Copy out all lines in the data below containing the string "index".

--- start ---

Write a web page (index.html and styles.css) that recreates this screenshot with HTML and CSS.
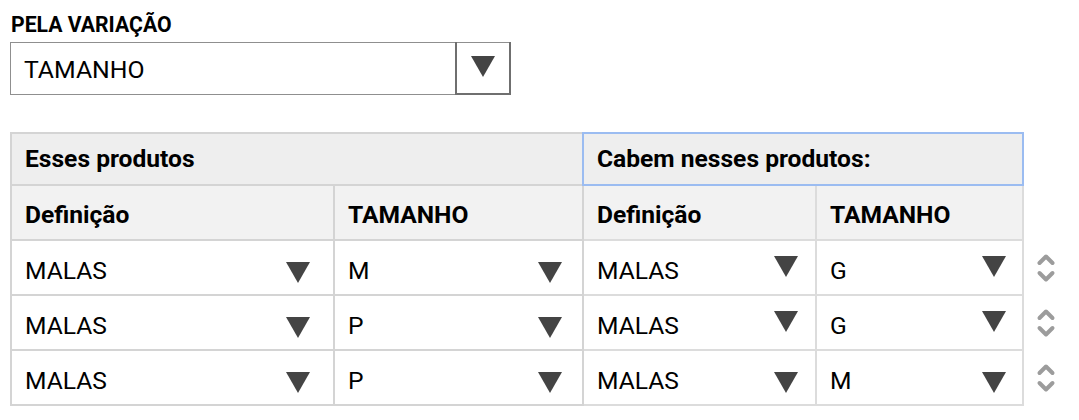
FILE: index.html
```html
<!DOCTYPE html>
<html lang="pt">
<head>
<meta charset="utf-8">
<link rel="stylesheet" href="styles.css">
</head>
<body>
<div class="page">
  <div class="field">
    <label class="field-label">PELA VARIAÇÃO</label>
    <div class="select">
      <span class="select-value">TAMANHO</span>
      <span class="select-btn"><span class="tri"></span></span>
    </div>
  </div>

  <table class="map">
    <colgroup>
      <col class="c1"><col class="c2"><col class="c3"><col class="c4"><col class="c5">
    </colgroup>
    <tr class="r-h1">
      <th colspan="2" class="lft">Esses produtos</th>
      <th colspan="2" class="rgt focus">Cabem nesses produtos:</th>
      <td class="blank"></td>
    </tr>
    <tr class="r-h2">
      <th class="lft">Definição</th>
      <th class="lft">TAMANHO</th>
      <th class="rgt">Definição</th>
      <th class="rgt">TAMANHO</th>
      <td class="blank"></td>
    </tr>
    <tr class="r-d">
      <td class="lft k1"><div class="dd"><span>MALAS</span><span class="tri"></span></div></td>
      <td class="lft k2"><div class="dd"><span>M</span><span class="tri"></span></div></td>
      <td class="rgt k3"><div class="dd hi"><span>MALAS</span><span class="tri"></span></div></td>
      <td class="rgt k4"><div class="dd hi"><span>G</span><span class="tri"></span></div></td>
      <td class="sort"><svg viewBox="0 0 20 32" width="20" height="32"><path d="M3.5 11 L10 4.5 L16.5 11"/><path d="M3.5 21 L10 27.5 L16.5 21"/></svg></td>
    </tr>
    <tr class="r-d">
      <td class="lft k1"><div class="dd"><span>MALAS</span><span class="tri"></span></div></td>
      <td class="lft k2"><div class="dd"><span>P</span><span class="tri"></span></div></td>
      <td class="rgt k3"><div class="dd hi"><span>MALAS</span><span class="tri"></span></div></td>
      <td class="rgt k4"><div class="dd hi"><span>G</span><span class="tri"></span></div></td>
      <td class="sort"><svg viewBox="0 0 20 32" width="20" height="32"><path d="M3.5 11 L10 4.5 L16.5 11"/><path d="M3.5 21 L10 27.5 L16.5 21"/></svg></td>
    </tr>
    <tr class="r-d">
      <td class="lft k1"><div class="dd"><span>MALAS</span><span class="tri"></span></div></td>
      <td class="lft k2"><div class="dd"><span>P</span><span class="tri"></span></div></td>
      <td class="rgt k3"><div class="dd"><span>MALAS</span><span class="tri"></span></div></td>
      <td class="rgt k4"><div class="dd"><span>M</span><span class="tri"></span></div></td>
      <td class="sort"><svg viewBox="0 0 20 32" width="20" height="32"><path d="M3.5 11 L10 4.5 L16.5 11"/><path d="M3.5 21 L10 27.5 L16.5 21"/></svg></td>
    </tr>
  </table>
</div>
</body>
</html>
```
FILE: styles.css
```css
* { box-sizing: border-box; }
html, body { margin: 0; padding: 0; background: #fff; }
body { font-family: Roboto, "Liberation Sans", sans-serif; color: #000; }
.page { padding: 12px 0 0 10px; }

.field-label { display: block; font-weight: 700; font-size: 21.2px; line-height: 25px; margin: 0 0 5px 1px; }
.select {
  display: flex; width: 501px; height: 53px;
  border: 1px solid #8f8f8f; align-items: stretch;
}
.select-value { flex: 1; display: flex; align-items: center; padding-left: 13px; font-size: 24.8px; padding-top: 1px; }
.select-btn {
  width: 56px; display: flex; align-items: center; justify-content: center;
  border-left: 2px solid #6f6f6f; border-right: 2px solid #6f6f6f; border-bottom: 2px solid #6f6f6f;
  margin: -1px -1px -1px 0; padding-bottom: 2px;
}
.tri {
  display: block; width: 0; height: 0;
  border-left: 12px solid transparent; border-right: 12px solid transparent;
  border-top: 21px solid #444;
}

.map {
  margin-top: 37px;
  border-collapse: collapse;
  table-layout: fixed;
  width: 1069px;
}
.c1 { width: 323px; }
.c2 { width: 249px; }
.c3 { width: 233px; }
.c4 { width: 207px; }
.c5 { width: 57px; }

.map th, .map td { padding: 0 13px; font-size: 24.6px; text-align: left; vertical-align: middle; }
.map th { font-weight: 700; }
.lft { border: 2px solid #d4d4d4; }
.rgt { border: 2px solid #dcdcdc; }
.r-h1 { height: 52px; }
.r-h1 th { background: #eeeeee; padding-bottom: 2px; }
.focus { outline: 2px solid #9bbcf1; outline-offset: -1px; }
.r-h2 { height: 55px; }
.r-h2 th { background: #f2f2f2; padding-top: 3px; }
.r-d { height: 55px; }
.r-d:first-of-type { height: 56px; }
.r-d td { background: #fff; padding-top: 5px; }
.blank { border: none; background: #fff; }

.dd { display: flex; align-items: center; justify-content: space-between; }
.dd .tri { margin-top: 5px; }
.dd.hi .tri { margin-top: -7px; }
.k1 { padding-right: 23px !important; }
.k2 { padding-right: 20px !important; }
.k3 { padding-right: 17px !important; }
.k4 { padding-right: 16px !important; }

.sort { border: none; padding: 0 0 0 12px !important; }
.sort svg { display: block; }
.sort svg path { fill: none; stroke: #9c9c9c; stroke-width: 4; stroke-linecap: round; stroke-linejoin: round; }
```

--- end ---

● **WRITTEN ANSWER**:
Write a web page (index.html and styles.css) that recreates this screenshot with HTML and CSS.
FILE: index.html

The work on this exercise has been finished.